The definition of "related parties":
Under the Companies Act, "related party" with reference to a company is defined as:
(i) a director or his relative; (ii) key managerial personnel or his their relatives; (iii) a firm, in which a director, manager or his relative is a partner; (iv) a private company in which a director or manager [or his relative] is a member or director; (v) a public company in which a director or manager is a director [and holds] along with his relatives, more than two per cent of its paid-up share capital; (vi) anybody corporate whose Board of Directors, managing director or manager is accustomed to act in accordance with the advise. directions or instructions of a director or manager; (vii) any person on whose advise, directions or instructions a director or manager is accustomed to act; (viii) anybody corporate which is- (A) a holding, subsidiary or an associate company of such company; (B) a subsidiary of a holding company to which it is also a subsidiary; or(C) an investing company or the venturer of the company; ("the investing company or the venturer of a company" means a body corporate whose investment in the company would result in the company becoming an associate company of the body corporate); (ix) such other person as may be prescribed.
Definition of "associated enterprises":
The Rules3 provide that two enterprises shall be "associates enterprise" if – (a) enterprises are related to each other through a common chain of directors or managing partners; (b) enterprises are related to each other through a common chain of shareholders, where such shareholders hold not less than 5 per cent of the shareholding in the related enterprises; (c) enterprises having 10 per cent or more common ultimate beneficial ownership; (d) where one enterprise can exercise a right to veto any decision, appoint one or more director(s) or in any other manner influence other entity's decision-making on any matter either through its shareholding or through an agreement including a shareholders' agreement; (e) where one enterprise holds, directly or indirectly, shares carrying the voting power in the related entities; (f) where any person or enterprise holds, directly or indirectly, shares carrying the voting power in the related entities; (g) there exists between the enterprises, any relationship of mutual interest, as may be prescribed.
(i) The proposed definition of "e-commerce entity" includes "any person who owns, operates or manages digital or electronic facility or platform for electronic commerce". Thus, an e-commerce entity includes not only platforms selling goods such as Amazon and Flipkart but also includes other platforms providing online services such as food delivery, travel booking, on-demand home services, etc. Consequently, the proposed Rules would apply to all entities selling online goods or providing online services.

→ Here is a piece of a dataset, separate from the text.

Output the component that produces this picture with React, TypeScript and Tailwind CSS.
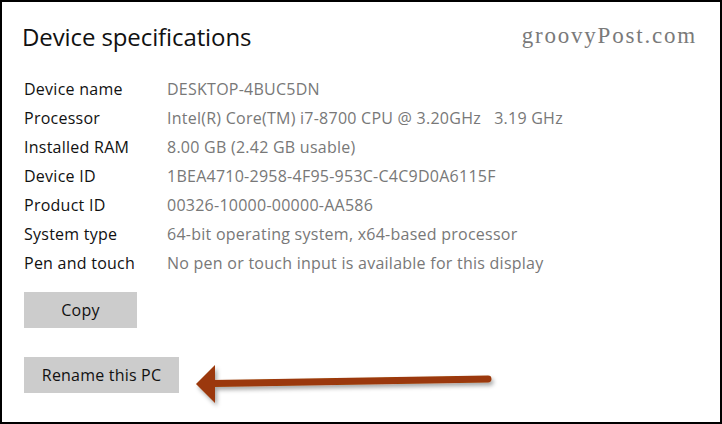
import React from 'react';

const specs = [
    { label: "Device name", value: "DESKTOP-4BUC5DN" },
    { label: "Processor", value: "Intel(R) Core(TM) i7-8700 CPU @ 3.20GHz\u00a0\u00a0 3.19 GHz" },
    { label: "Installed RAM", value: "8.00 GB (2.42 GB usable)" },
    { label: "Device ID", value: "1BEA4710-2958-4F95-953C-C4C9D0A6115F" },
    { label: "Product ID", value: "00326-10000-00000-AA586" },
    { label: "System type", value: "64-bit operating system, x64-based processor" },
    { label: "Pen and touch", value: "No pen or touch input is available for this display" },
];

const Arrow = () => (
    <svg className="absolute inset-0 pointer-events-none" width="722" height="424" viewBox="0 0 722 424">
        <defs>
            <filter id="arrowShadow" x="-10%" y="-50%" width="120%" height="200%">
                <feDropShadow dx="2" dy="3" stdDeviation="2" floodColor="#000" floodOpacity="0.35" />
            </filter>
        </defs>
        <g filter="url(#arrowShadow)">
            <line x1="488" y1="379" x2="212" y2="383.5" stroke="#9b3907" strokeWidth="7" strokeLinecap="round" />
            <polygon points="196,384 215,365 215,403" fill="#9b3907" />
        </g>
    </svg>
);

export default function App() {
    return (
        <div className="relative w-[722px] h-[424px] bg-white">
            <div className="w-full h-full border-2 border-black pl-[21px] pr-[24px] pt-[19px] font-['Open_Sans',sans-serif]">
                <div className="flex items-center justify-between h-8">
                    <h1 className="text-[24px] leading-8 text-[#111] tracking-[-0.1px] -ml-[1px]">Device specifications</h1>
                    <span className="font-['Liberation_Serif',serif] text-[23px] tracking-[1.8px] text-[#7a7a7a] mt-[-2px] -mr-[1px]">groovyPost.com</span>
                </div>

                <div className="mt-[21px] pl-px">
                    {specs.map((row) => (
                        <div key={row.label} className="flex h-[29px] items-center text-[16px] tracking-[0.25px]">
                            <span className="w-[143px] shrink-0 text-[#111]">{row.label}</span>
                            <span className="text-[#787878] whitespace-nowrap">{row.value}</span>
                        </div>
                    ))}
                </div>

                <div className="mt-[15px] flex flex-col items-start gap-[29px] pl-px">
                    <button className="w-[113px] h-9 bg-[#cccccc] text-[16px] tracking-[0.2px] text-[#111]">Copy</button>
                    <button className="w-[155px] h-9 bg-[#cccccc] text-[16px] tracking-[0.2px] text-[#111]">Rename this PC</button>
                </div>
            </div>
            <Arrow />
        </div>
    );
}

(ii) Additionally, the inclusion of "related party" in the definition of e-commerce entity is so broad that the Rules would apply to the logistics entities also, who merely provide services to the e-commerce entitiesto fulfill the orders placed by a user of the platform.
(iii) Further, the Rules also provide a wide definition of the term "associated enterprises". Accordingly, once the Rules come into effect, the e-commerce entity, its related parties and the marketplace associated entities will have to ensure compliance with the cumbersome obligations provided under the Rules. The compliances stipulated in the Rules are onerous and the e-commerce entities that violate these Rules would be liable for consequences provided under the Consumer Protection Act, 2019.
(iv) There are multiple sets of regulations governing the e-commerce sector. Firstly, there is the FDI Policy, then the Draft National e-commerce Policy and now the Rules. There seems to be an overlap of all these regulations which has resulted in a considerable amount of regulatory uncertainty.
The objective of the Rules appears to be to rein in e-commerce entities that allegedly use related party structures to arguably circumvent prevailing FDI regulations. However, the Rules are so ambiguous and cumbersome, that they may lead to over-regulation and uncertainty of regulations of a sector that has tremendous potential both in terms of business and in terms of employment generation.
Disclaimer – The views expressed in this article are the personal views of the authors and are purely informative in nature.